Nicholas Kristof writes a man's column. As he describes his life twice a week in the New York Times, Kristof (who just won this year's Pulitzer Prize for commentary) actually lives the fantasy that seduced us all into the column racket in the first place. Partying all night while accepting large bribes from businessmen who don't want to be mentioned in print and movie stars who do? No, no. That fantasy comes later. I mean: stripping down to your loincloth and swinging through the trees to some distant place of misery that those other lazy bastards are too fat and old and weak to get to, and rescuing victims of oppression with your superpower of worldwide publicity. No joke, he does good. But also: cool!
Not that Kristof ignores women's issues, either. He opposes rape, for example. Chicks love that.
So naturally I was intrigued by a promotion the Times has been running: "Win a Trip with Nick Kristof." Gosh. Me? On a trip with Nick Kristof?? Wowie. Nick himself writes: "I'm looking for a masochist. If your dream trip doesn't involve a five-star hotel in Rome or Bora-Bora, but a bedbug-infested mattress in a malarial jungle as hungry jackals yelp outside—then read on." He adds, "Don't expect comfort so much as diarrhea." How on earth did Kristof know about my bedbugs-and-jackals-and-diarrhea fantasy? Bob Woodward promised me he wouldn't tell anyone else.
The rules say you have to be over 18 and a college or graduate student, but I can fake both of those. And Nick reassures us that those "boring" lawyers have "nixed" some of his usual favorite activities, such as "hiking through Afghan minefields, riding a camel through Darfur, or sneaking illegally into Zimbabwe." And all it takes is "a 700-word essay on why you're the perfect traveling companion for Nick Kristof." Very tempting. I wouldn't have to tell them that I snore. And I could use a few tips on how to win a Pulitzer Prize.
Then I try to picture the scene. It's the middle of the night. We're in a small tent pitched on the rocky slope of a mountain trail: me, Nick, our trusty guide, three prostitutes we've rescued from a life of sex slavery, and four local businessmen unjustly accused of insider trading on the village's primitive, hand-pumped stock exchange. Outside, the jackals are yelping. Inside, nature is calling. Urgently. Am I man enough to face the jackals, or masochist enough to wait until morning? Answer: Whatever. I'm tough. I can handle either of these. But ultimately, the jackals are less terrifying than the thought of one more minute listening to Nick's tales of all the real adventures he's been on that make this one seem like a game of paddycakes. I flee the tent, am devoured by the jackals, and Kristof gets a column out of it.
No, in the end, I have to be honest with myself. These days, my dream doesn't involve bedbugs and jackals, but a five-star hotel in Rome.
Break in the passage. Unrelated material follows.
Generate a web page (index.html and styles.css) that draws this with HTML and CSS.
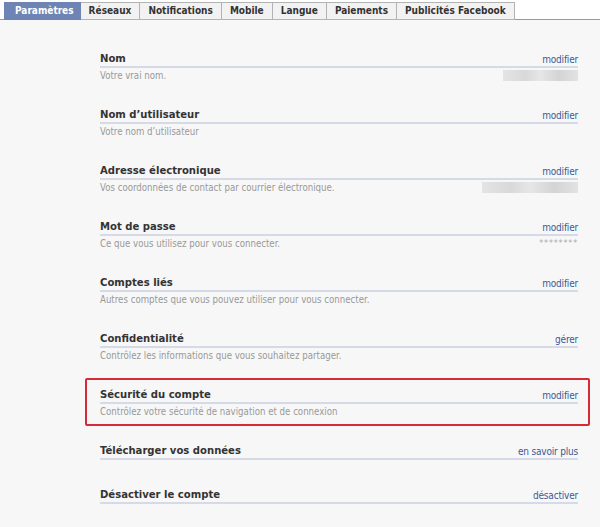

That's why I have decided instead to enter the Times' next contest: "Win a Trip With Tom Friedman."
Tom writes: "The world, as you know, is flat. If you're not afraid to fall off the edge, if you dream of running up travel expenses that would finance Hannibal's army, if you fantasize about meeting presidents and prime ministers and reminding them that the world is flat, if you can go to Davos and Aspen and Bilderberg and still get it up for the Bohemian Grove, then you may be the right person to accompany me on a unique 'World Is Flat World Tour.' We will be staying in the best hotels and interviewing world leaders day and night. You may find yourself discoursing in Arabic about the flatness of the world with a group of Saudi princes, or even asking the Pope himself, 'Do you agree with Tom Friedman that the world is flat?' All it takes to apply is a 700-word essay on 'Why the World is Flat.' " Tom himself will choose the winner, and they'll immediately be off to St. Petersburg, where you will get to operate the PowerPoint for Tom's presentation titled: "Flatter Will Get You Nowhere: The Limits of World Flatness."
Or maybe I should wait and Win a Trip With Maureen Dowd. Maureen writes: "Are you girl enough to come shopping with me and my best friend, Jill? Can you dis the defense department and find the shoe department at the same time?"
The Washington Post has chosen, so far, not to subject its columnists to this kind of embarrassment. But how long can it hold out? I'm psyched for "Win a Trip With George Will." Finally admitting his uncanny resemblance to Mr. Peabody, the scholarly time-traveling dog on the Rocky and Bullwinkle cartoon show, George takes a lucky companion back to the 18th century, where they will explain the original meaning of the Declaration of Independence to its signers.
Join David Broder in a tour of Midwestern capitals. You'll interview more lieutenant governors than there are stars on the flag. Or take seething lessons from Charles Krauthammer. Or write an essay on, "Why I have no interest in a trip with Robert Novak." Novak writes: "I'm looking for people who want to travel with me as little as I want to travel with them." The lucky winner won't have to.